Nichts trostloser als ein Humor, den man aus Humorlosem kitzelt. Die Welt ward zu Tode gewitzelt und trister denn je zuvor.

Ruhe, Ruhe, tiefe Ruhe. Lautlos schlummern Menschen, Tiere. Nur des Gipfels Gletschertruhe schüttet talwärts ihre Wasser.

Es ist wohl gerade in unserer aufgeregten Epoche mehr denn je nötig, den Blick aus den Tagesaffären hochzuheben und ihn von der Tageszeitung weg auf jene Zeitung zu richten, deren Buchstaben die Sterne sind, deren Inhalt die Liebe und deren Verfasser Gott ist.

Was tut die Blume wohl mit Gott?

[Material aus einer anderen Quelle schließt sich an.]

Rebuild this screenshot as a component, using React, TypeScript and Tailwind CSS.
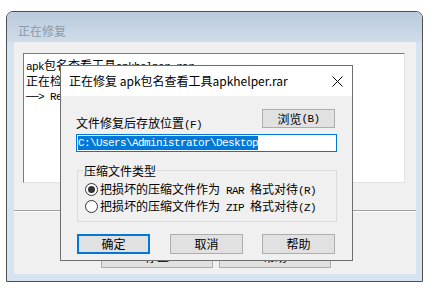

Sie läßt sich Gott gefallen. In der Blume, als Blume träumt er seinen schönsten Traum, da widerstrebt ihm nichts.

Ich habe noch nie eine Phantasie gehabt, die nicht eine – wenn auch noch so verborgene – Nabelschnur zur Wirklichkeit gehabt hätte.

Nicht da ist man daheim, wo man seinen Wohnsitz hat, sondern wo man verstanden wird.

Geduld, du ungeheures Wort! Wer dich erlebt, wer dich begreift, erlebt hinfort, begreift hinfort, wie Gottheit schafft, wie Gottheit reift.

Wir haben heute Ehrfurcht vor den Bewohnern eines Wassertropfens, aber vor dem Menschen haben wir immer noch keine Ehrfurcht.

Ich kann ungeklärte Verhältnisse einfach nicht ertragen. Warum können die Menschen nicht offen gegeneinander sein? Reine Luft zwischen uns!

Es ist schauerlich, an Toren zu rütteln, die verschlossen sind; noch schauerlicher aber, wenn sie nur aus dünnem Seelenstoff, ja, wenn sie nur aus den kühlen, harten Blicken einer Seele bestehen, die dich nicht in sich eindringen lassen will.